> Written instruction: Return nothing but the lines from the one with "Generate a component" through the one with "29.3, 20, 25.7];" in the data below, word for word and without pictures.

--- Start of Input for this task ---

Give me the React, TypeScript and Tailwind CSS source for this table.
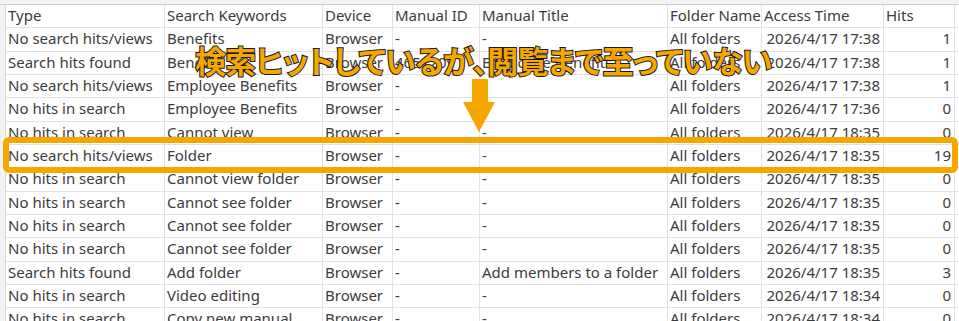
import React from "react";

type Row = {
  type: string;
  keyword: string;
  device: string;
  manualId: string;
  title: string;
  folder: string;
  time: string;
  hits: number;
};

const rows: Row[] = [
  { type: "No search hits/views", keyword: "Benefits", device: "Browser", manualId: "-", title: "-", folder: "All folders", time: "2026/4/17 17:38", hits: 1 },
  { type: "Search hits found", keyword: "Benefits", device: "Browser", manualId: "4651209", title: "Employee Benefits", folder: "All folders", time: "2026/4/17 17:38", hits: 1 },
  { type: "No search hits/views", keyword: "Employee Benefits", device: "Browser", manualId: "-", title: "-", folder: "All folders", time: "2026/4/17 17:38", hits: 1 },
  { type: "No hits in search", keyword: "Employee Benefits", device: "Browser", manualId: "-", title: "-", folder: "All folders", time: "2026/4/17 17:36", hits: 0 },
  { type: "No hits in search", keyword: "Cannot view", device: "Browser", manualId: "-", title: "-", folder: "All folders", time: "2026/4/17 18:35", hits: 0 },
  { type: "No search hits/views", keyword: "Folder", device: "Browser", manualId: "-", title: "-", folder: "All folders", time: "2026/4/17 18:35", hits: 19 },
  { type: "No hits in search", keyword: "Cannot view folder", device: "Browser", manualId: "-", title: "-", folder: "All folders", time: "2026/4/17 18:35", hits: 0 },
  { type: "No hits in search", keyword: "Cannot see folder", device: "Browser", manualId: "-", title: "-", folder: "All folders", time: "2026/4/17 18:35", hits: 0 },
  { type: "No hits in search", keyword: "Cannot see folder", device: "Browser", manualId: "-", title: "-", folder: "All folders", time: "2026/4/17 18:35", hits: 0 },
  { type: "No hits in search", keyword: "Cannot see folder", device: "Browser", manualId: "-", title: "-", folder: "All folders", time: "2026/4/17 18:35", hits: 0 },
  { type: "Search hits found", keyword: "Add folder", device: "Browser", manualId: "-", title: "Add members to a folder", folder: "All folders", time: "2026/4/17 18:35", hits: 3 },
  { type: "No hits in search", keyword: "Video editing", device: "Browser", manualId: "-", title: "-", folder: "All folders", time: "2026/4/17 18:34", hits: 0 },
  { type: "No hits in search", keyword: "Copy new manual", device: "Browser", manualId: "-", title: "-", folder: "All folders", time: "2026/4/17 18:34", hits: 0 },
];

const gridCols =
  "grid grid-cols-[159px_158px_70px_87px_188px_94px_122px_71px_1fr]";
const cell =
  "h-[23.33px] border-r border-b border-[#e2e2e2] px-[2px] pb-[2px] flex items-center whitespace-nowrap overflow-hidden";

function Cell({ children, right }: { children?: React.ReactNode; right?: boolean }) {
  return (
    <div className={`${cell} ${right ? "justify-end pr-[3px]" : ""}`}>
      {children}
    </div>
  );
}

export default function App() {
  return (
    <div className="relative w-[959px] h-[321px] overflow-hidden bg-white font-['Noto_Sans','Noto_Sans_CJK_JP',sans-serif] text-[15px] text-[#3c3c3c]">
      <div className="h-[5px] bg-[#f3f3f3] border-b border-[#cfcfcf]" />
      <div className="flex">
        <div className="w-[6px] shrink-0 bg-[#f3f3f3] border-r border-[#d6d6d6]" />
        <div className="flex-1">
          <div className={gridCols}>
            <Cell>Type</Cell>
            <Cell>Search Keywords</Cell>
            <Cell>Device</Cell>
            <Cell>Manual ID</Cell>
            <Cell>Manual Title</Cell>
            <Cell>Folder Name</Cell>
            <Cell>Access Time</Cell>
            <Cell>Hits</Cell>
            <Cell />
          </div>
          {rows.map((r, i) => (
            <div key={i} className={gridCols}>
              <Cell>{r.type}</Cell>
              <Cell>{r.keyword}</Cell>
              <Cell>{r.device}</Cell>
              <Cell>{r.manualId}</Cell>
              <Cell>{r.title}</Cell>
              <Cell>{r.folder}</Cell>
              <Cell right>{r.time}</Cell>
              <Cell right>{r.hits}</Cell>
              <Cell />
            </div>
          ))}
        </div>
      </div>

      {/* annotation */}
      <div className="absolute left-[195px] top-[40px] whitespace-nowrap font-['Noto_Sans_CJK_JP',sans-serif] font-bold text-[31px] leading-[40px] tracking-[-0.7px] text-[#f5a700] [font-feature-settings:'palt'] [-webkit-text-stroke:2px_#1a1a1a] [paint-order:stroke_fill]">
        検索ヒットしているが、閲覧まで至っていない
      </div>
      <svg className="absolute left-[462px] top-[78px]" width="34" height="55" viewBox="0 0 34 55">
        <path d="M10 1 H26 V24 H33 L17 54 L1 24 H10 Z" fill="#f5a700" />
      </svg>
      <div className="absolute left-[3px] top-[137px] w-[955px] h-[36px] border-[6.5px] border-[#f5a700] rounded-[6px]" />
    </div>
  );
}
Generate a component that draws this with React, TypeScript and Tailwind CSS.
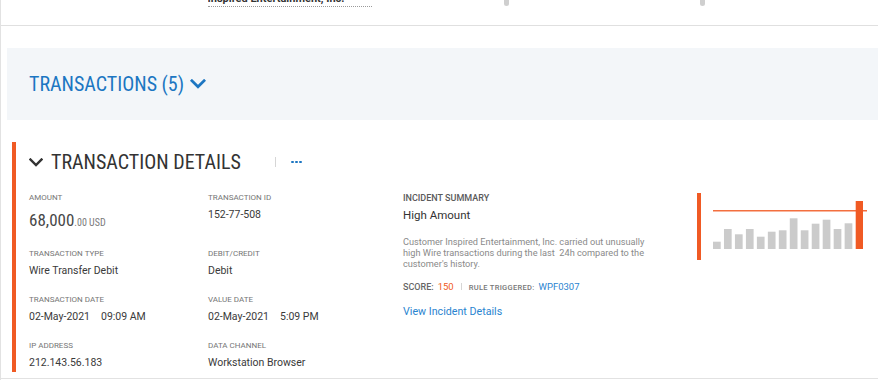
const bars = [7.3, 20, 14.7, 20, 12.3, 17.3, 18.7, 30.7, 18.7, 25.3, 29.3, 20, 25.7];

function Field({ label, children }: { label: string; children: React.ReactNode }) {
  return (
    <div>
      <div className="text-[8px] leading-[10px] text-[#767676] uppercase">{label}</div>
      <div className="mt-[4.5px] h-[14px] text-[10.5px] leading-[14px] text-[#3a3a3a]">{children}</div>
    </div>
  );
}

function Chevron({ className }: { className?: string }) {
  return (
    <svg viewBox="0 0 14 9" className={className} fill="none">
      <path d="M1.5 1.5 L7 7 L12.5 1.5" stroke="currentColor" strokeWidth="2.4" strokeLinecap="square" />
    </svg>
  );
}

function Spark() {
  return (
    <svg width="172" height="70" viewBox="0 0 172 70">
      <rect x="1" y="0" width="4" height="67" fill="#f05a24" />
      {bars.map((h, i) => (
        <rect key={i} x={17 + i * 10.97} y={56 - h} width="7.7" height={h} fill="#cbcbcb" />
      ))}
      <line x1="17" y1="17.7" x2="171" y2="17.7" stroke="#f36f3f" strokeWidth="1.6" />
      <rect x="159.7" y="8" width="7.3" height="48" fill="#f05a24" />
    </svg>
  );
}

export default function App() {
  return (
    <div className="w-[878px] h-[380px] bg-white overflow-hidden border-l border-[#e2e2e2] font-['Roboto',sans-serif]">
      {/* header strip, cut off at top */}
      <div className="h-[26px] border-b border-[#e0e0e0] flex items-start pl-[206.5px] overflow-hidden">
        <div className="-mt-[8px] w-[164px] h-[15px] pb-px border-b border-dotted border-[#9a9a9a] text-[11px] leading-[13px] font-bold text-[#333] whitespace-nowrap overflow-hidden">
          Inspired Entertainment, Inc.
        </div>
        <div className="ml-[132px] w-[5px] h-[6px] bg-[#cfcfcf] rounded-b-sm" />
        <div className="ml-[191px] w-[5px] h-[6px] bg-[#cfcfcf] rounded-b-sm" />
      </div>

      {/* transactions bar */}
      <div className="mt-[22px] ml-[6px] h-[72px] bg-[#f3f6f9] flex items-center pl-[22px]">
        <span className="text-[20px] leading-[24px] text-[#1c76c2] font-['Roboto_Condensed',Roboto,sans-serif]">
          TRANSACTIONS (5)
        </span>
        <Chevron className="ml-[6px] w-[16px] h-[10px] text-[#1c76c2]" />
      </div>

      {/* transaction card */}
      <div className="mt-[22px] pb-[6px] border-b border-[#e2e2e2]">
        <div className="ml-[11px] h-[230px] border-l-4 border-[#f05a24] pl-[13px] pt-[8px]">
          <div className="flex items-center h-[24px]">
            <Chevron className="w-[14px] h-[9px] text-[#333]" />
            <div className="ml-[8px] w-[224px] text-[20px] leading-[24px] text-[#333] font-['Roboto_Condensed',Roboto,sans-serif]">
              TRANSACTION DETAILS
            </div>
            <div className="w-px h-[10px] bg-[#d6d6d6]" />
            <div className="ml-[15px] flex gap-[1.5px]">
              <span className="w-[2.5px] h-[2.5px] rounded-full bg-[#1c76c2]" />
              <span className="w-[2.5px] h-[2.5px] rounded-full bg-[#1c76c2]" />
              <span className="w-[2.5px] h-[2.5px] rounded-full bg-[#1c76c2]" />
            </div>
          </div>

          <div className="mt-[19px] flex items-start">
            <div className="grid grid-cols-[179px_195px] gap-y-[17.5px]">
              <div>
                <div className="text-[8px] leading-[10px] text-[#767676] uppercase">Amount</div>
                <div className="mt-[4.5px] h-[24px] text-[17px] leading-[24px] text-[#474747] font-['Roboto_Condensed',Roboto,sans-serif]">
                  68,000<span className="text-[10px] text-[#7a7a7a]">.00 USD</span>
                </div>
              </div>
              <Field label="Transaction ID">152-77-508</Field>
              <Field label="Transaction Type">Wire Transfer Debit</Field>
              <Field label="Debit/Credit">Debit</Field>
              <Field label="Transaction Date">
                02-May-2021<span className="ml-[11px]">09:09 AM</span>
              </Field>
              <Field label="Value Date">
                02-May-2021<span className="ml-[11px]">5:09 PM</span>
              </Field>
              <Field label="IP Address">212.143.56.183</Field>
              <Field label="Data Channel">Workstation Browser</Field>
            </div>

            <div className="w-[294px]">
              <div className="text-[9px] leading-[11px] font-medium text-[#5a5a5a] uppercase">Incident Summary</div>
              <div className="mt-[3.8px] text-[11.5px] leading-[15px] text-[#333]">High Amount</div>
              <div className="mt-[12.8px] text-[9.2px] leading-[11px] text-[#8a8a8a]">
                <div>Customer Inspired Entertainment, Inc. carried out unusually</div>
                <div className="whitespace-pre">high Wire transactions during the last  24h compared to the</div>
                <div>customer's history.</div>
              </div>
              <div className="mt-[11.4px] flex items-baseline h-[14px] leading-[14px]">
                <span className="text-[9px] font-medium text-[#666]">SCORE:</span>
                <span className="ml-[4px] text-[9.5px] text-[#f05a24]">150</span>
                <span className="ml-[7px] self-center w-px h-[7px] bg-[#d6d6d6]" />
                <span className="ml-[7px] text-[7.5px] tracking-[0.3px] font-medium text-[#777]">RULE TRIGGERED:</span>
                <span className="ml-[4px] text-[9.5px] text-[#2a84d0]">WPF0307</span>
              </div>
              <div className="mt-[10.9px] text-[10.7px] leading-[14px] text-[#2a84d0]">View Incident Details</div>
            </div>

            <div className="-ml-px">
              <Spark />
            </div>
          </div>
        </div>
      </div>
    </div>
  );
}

--- End of Input for this task ---
--- Start of Input for this task ---

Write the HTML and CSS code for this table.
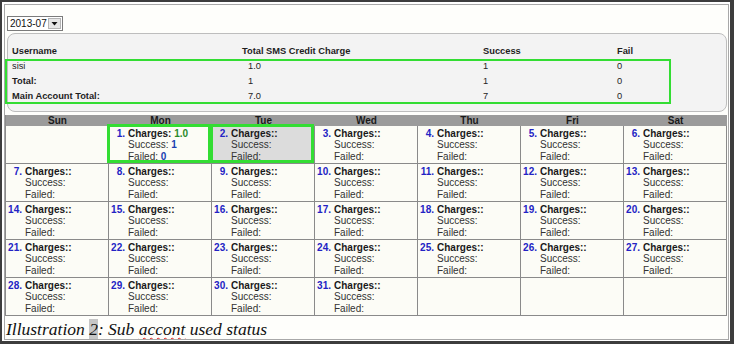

--- End of Input for this task ---

> Finished answer:
Generate a component that draws this with React, TypeScript and Tailwind CSS.
const bars = [7.3, 20, 14.7, 20, 12.3, 17.3, 18.7, 30.7, 18.7, 25.3, 29.3, 20, 25.7];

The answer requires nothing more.